TASK DETAILS
Your task is to retype, word for word, the lines from the start of the data through the line holding "CircleHelp, Info, Check". Do not include the pictures.

PROVIDED DATA
---
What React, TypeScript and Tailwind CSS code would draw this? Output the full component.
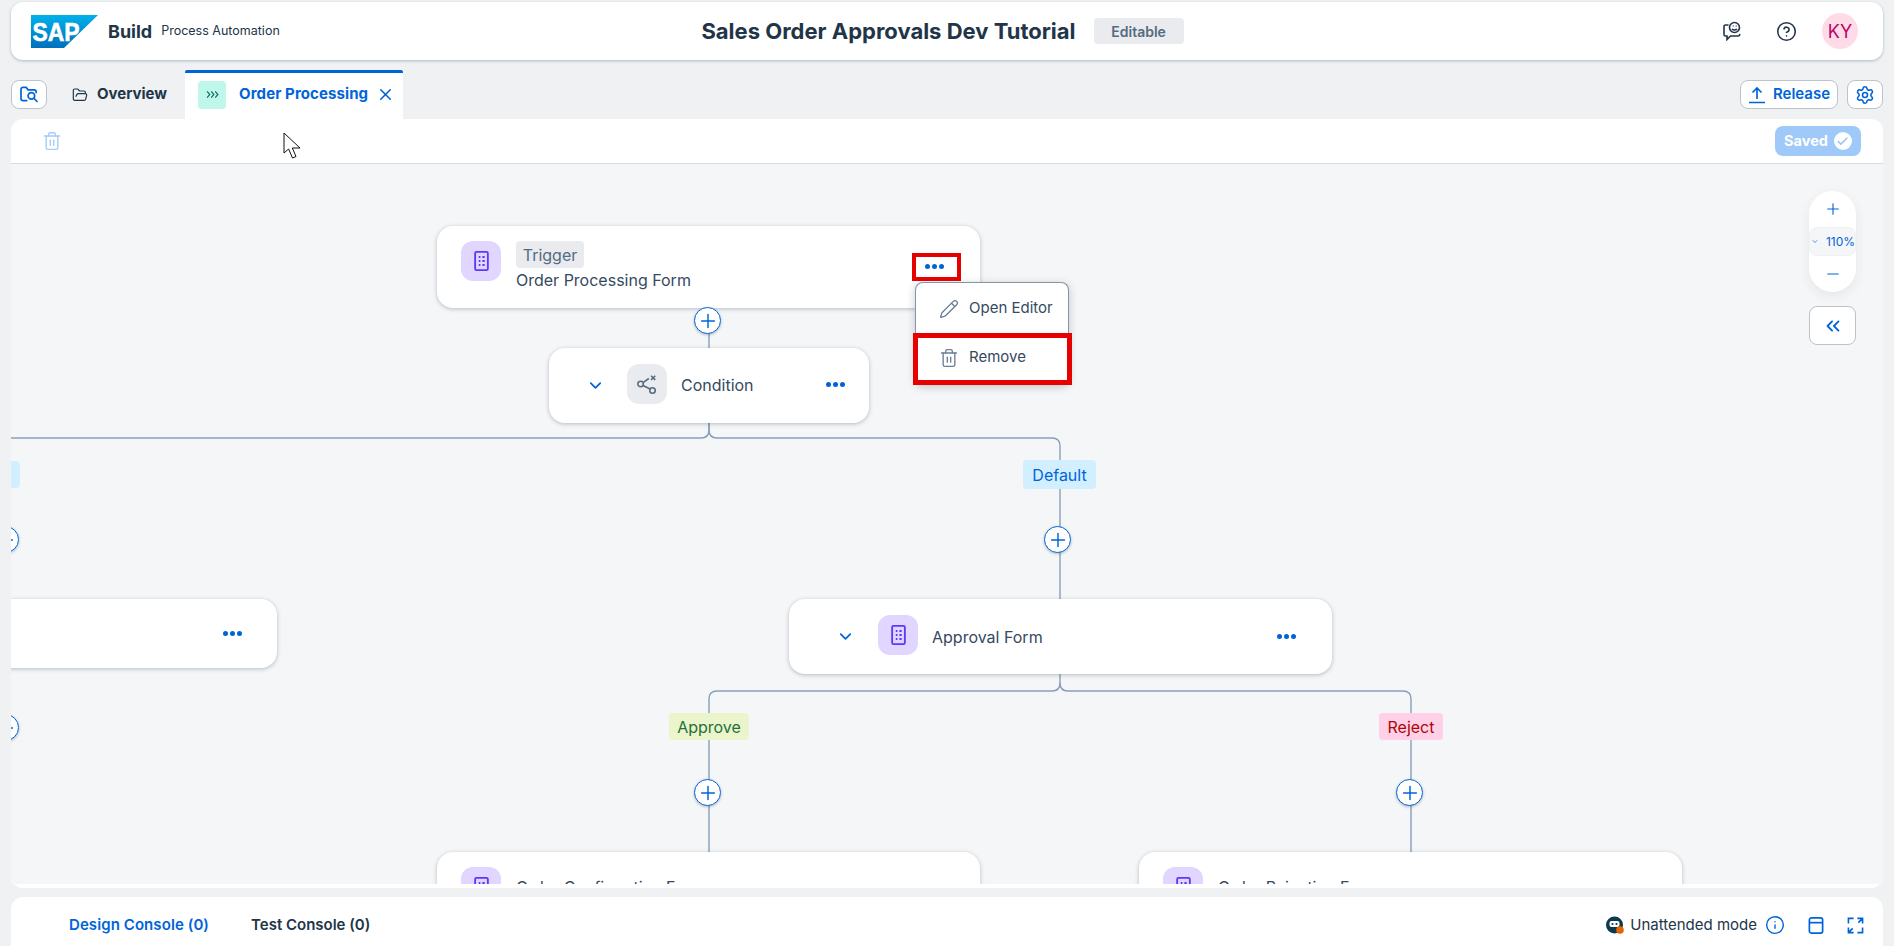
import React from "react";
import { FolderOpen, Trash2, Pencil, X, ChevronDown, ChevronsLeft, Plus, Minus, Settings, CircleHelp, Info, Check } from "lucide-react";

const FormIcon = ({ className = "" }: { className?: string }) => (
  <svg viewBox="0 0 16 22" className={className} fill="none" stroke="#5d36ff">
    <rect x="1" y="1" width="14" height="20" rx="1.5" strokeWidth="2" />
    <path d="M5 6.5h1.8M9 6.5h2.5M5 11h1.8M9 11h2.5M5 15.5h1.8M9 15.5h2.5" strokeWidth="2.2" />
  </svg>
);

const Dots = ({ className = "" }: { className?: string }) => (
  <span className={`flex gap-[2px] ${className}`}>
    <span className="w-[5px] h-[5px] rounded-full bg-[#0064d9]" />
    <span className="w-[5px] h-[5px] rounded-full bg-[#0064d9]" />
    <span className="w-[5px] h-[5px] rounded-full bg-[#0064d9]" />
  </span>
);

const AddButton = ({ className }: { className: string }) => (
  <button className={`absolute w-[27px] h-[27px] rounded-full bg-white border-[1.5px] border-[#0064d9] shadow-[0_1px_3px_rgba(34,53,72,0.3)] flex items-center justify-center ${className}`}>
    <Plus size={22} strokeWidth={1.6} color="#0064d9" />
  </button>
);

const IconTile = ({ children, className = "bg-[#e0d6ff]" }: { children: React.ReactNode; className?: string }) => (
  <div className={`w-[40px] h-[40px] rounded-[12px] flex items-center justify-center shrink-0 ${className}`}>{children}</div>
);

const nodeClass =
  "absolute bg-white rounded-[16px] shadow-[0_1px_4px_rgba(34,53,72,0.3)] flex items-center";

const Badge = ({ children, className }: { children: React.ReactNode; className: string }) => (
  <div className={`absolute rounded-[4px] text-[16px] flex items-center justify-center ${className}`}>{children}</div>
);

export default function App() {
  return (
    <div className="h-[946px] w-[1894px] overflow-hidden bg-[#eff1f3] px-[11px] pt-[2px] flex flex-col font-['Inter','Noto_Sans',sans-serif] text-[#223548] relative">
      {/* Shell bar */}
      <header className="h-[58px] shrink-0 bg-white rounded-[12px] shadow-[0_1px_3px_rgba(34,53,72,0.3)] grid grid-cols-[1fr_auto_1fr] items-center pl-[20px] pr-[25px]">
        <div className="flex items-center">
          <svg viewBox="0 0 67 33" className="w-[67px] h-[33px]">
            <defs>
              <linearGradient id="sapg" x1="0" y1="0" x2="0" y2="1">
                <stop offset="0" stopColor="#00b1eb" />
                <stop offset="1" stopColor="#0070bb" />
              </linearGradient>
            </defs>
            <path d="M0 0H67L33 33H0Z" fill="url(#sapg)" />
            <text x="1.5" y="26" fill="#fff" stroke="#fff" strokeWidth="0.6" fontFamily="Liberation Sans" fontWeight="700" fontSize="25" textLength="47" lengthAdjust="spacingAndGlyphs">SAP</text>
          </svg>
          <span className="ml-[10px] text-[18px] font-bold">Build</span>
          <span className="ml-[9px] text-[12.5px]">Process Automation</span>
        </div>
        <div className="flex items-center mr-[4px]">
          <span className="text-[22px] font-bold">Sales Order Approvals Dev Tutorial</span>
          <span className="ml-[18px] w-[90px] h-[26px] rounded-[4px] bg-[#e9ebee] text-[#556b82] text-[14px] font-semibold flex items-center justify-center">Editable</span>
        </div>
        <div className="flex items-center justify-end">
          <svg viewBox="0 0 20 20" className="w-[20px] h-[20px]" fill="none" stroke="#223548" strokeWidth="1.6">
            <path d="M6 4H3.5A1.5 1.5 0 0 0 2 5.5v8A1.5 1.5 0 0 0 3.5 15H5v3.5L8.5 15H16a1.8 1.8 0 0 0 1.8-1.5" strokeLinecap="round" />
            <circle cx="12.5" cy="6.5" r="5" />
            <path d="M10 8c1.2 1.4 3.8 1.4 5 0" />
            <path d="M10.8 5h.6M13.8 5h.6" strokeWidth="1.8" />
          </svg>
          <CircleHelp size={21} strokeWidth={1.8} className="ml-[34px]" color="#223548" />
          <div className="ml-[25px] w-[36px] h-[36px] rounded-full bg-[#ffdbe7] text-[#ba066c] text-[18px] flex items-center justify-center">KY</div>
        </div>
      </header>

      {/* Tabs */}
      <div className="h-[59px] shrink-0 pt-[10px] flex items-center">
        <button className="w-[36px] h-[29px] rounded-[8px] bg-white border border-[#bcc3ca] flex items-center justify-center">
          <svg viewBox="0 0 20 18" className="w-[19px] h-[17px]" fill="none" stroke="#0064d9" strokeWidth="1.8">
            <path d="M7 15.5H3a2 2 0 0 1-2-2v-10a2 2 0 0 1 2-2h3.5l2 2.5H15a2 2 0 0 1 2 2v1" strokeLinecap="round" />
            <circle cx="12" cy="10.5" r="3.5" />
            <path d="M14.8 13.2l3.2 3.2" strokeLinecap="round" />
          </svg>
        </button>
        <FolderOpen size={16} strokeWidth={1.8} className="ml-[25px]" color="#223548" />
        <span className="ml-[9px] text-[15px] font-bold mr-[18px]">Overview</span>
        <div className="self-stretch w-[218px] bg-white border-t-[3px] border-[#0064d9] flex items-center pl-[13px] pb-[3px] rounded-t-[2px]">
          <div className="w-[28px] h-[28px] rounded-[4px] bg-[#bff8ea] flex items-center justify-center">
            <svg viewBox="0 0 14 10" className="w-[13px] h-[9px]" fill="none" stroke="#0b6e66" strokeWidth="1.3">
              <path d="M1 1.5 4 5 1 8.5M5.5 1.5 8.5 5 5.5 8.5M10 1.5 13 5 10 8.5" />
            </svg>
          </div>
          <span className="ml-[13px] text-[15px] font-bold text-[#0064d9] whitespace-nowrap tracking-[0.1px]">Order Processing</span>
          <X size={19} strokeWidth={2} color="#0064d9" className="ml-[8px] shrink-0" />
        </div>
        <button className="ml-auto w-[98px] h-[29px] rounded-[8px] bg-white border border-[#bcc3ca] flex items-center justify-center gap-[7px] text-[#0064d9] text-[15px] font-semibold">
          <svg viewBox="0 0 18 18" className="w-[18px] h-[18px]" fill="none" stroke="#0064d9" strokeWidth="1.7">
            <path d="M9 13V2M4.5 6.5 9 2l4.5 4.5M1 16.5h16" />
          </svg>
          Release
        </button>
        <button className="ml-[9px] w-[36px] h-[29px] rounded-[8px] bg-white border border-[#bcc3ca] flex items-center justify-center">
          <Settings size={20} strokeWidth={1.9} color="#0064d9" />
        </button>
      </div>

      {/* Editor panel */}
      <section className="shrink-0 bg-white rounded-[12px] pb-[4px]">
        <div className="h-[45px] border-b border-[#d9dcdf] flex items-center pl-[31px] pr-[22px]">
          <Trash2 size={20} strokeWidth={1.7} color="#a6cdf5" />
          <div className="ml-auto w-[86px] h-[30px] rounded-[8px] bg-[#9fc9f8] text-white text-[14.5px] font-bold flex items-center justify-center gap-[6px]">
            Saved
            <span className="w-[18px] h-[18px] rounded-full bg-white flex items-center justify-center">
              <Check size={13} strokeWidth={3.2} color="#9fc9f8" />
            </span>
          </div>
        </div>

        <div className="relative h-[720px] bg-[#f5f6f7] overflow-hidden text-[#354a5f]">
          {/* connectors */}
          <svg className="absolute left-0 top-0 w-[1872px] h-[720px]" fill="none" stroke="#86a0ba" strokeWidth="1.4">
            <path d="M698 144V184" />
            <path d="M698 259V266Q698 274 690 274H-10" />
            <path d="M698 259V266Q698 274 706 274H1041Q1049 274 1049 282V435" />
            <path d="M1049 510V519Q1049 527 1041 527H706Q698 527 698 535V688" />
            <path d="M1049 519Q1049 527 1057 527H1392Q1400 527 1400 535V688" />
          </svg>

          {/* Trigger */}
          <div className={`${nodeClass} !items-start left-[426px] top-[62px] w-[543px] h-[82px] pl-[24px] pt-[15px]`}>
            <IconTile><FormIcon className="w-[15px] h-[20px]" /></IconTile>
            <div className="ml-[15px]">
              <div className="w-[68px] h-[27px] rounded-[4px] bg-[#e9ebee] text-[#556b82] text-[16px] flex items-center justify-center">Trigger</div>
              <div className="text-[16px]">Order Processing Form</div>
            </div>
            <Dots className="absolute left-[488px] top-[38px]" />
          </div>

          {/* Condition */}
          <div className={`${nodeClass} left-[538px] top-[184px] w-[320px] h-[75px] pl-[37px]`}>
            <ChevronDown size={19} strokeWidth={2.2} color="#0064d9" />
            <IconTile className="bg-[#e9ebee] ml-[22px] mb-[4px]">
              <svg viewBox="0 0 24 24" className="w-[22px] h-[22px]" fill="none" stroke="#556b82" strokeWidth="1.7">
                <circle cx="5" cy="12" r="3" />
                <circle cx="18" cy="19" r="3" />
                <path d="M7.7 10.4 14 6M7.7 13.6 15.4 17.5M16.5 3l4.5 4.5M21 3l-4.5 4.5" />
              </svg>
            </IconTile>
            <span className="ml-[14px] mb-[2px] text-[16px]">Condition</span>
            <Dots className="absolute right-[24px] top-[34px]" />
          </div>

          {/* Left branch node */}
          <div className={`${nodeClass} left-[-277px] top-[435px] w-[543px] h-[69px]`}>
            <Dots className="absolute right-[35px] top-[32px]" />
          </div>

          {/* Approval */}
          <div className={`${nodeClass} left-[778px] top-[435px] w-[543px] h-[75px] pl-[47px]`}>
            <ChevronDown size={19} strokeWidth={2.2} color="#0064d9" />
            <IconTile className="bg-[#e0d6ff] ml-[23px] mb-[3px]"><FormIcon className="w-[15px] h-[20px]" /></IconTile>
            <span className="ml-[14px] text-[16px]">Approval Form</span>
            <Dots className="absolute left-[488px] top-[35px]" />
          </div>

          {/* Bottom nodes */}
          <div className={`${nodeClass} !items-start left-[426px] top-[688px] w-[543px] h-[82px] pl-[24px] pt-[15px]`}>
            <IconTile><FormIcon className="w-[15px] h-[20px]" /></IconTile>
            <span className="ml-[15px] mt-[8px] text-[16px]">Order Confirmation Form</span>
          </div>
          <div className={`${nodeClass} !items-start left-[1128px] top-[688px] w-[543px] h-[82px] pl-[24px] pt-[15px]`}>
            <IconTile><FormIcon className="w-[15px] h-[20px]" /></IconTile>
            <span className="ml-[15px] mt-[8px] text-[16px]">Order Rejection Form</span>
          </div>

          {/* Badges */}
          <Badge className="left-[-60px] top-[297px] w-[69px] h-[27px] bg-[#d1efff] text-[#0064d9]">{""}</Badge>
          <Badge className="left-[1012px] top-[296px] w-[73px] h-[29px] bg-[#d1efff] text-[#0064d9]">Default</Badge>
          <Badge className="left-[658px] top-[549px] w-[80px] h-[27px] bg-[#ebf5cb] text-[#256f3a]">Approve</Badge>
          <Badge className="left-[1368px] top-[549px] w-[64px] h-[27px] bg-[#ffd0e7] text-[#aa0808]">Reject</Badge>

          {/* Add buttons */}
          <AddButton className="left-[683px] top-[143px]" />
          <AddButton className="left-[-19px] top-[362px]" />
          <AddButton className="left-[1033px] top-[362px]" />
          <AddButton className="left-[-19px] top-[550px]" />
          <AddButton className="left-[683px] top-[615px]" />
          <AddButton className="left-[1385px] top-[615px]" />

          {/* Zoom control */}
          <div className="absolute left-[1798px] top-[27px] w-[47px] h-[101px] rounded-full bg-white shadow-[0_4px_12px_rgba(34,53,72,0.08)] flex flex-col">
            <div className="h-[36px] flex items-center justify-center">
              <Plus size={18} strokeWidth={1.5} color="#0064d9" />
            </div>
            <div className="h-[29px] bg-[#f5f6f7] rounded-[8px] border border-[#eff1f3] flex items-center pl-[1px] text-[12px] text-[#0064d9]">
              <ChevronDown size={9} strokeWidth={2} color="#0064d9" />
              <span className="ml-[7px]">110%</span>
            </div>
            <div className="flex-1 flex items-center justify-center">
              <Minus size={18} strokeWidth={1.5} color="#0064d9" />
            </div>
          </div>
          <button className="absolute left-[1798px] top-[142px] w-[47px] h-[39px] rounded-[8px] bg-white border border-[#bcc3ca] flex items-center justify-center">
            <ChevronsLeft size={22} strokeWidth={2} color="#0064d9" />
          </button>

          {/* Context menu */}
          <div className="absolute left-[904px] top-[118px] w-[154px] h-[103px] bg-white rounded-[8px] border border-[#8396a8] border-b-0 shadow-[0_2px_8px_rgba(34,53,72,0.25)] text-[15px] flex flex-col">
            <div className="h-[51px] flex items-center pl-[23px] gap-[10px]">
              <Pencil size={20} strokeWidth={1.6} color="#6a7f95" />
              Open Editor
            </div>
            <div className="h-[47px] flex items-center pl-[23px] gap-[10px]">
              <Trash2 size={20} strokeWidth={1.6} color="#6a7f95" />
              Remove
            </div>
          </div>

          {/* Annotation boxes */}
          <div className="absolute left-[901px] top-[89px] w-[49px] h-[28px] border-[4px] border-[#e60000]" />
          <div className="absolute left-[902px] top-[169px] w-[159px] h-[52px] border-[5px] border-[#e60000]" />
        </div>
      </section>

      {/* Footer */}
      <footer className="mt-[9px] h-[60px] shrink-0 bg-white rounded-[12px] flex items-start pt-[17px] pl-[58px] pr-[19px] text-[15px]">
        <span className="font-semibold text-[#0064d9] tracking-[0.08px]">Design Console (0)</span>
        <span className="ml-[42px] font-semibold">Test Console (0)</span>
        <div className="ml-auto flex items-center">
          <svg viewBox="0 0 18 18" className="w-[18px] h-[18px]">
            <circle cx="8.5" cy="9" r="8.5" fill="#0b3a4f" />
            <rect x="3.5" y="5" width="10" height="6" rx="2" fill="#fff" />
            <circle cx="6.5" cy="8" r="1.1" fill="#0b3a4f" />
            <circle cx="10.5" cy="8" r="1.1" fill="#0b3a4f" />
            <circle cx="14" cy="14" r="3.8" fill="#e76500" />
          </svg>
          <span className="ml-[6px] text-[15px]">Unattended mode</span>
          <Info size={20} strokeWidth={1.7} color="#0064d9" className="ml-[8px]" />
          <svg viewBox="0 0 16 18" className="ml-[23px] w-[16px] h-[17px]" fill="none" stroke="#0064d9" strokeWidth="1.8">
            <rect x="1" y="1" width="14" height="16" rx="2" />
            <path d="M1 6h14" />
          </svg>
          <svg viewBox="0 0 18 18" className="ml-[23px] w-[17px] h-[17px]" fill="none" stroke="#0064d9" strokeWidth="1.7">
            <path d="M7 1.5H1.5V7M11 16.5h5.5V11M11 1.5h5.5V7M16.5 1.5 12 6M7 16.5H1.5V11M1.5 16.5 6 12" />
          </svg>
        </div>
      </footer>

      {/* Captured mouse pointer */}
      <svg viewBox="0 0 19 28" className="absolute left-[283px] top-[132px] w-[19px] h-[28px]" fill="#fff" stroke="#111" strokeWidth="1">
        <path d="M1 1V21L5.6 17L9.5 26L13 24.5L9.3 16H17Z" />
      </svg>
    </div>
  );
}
---
RESPONSE TO THIS EXERCISE
What React, TypeScript and Tailwind CSS code would draw this? Output the full component.
import React from "react";
import { FolderOpen, Trash2, Pencil, X, ChevronDown, ChevronsLeft, Plus, Minus, Settings, CircleHelp, Info, Check } from "lucide-react";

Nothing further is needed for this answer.